Junto com esses movimentos, os EUA também enviaram uma delegação militar ao Brasil. Nessa visita acenaram como uma série de acordos para fazer frente à influência chinesa. Nas palavras do jornalista do Estadão, Marcelo Godoy “Para sorte de Lula, apesar dos desencontros de sua política externa na Ucrânia e das disputas entre embaixadores e generais, os americanos demonstraram não querer briga. Engolir um sapo barbudo é melhor que vê-lo nas mãos de Pequim.”

Talvez o mesmo não possa ser dito dos fardados fieis ao bolsonarismo e que queiram se aproximar da China e toda o desenrolar da CPI e dos julgamentos envolvendo o de janeiro e as ameaças de golpes contra a urna eletrônica estarão cruzadas por essas disputas.

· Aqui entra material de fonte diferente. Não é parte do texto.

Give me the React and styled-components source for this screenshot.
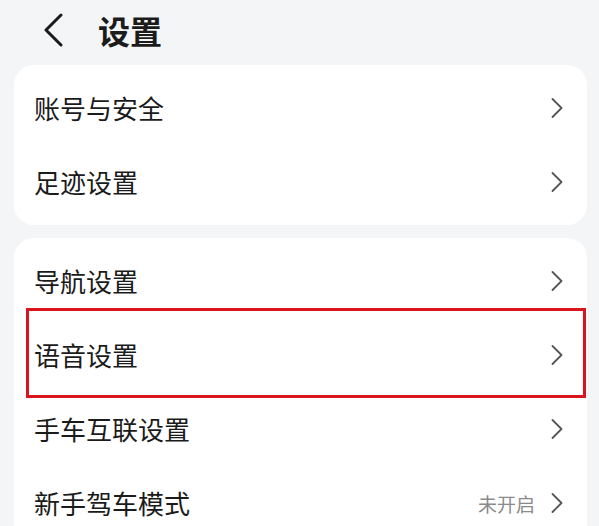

É impossível reformar as Forças Armadas

Entre os setores petistas e do progressismo se discute várias alternativas de reformas das forças armadas, que questionam a formação de oficiais, e vários aspectos da organização militar e das normas legais que enquadram os militares. Nenhuma reforma dessas instituições é possível. A casta militar que se vê como herdeira de Duque de Caxias, vai reagir contra qualquer tentativa de limitar o seu poder dos muros para dentro dos quarteis e, sem dúvida, será apoiada nisso pelo grosso das elites empresariais do país. Não, o sonho de uma reforma militar não passa de uma ilusão conservadora. Essa casta não pode ser reforma, é necessário derrotá-la

Será preciso uma luta dura e difícil para destronar a cúpula militar, para acabar com seus privilégios de casta e para fazê-los pagar pelos seus crimes. Crimes que incluem assassinatos e torturas cometidos em 40 anos de ditadura militar, que prosseguiram depois de 1988 na prática de policiais civis e militares (não esqueçamos que o Dops era civil) e que se somam agora aos crimes cometidos durante o governo Bolsonaro. No lugar de qualquer reforma reacionária, lutamos em primeiro lugar por essas duas demandas elementares: verdade e justiça. Pelo fim da justiça militar, pelo fim dos pactos de impunidade, que os militares e os policiais, e principalmente os chefes e oficiais, sejam punidos pelos seus crimes.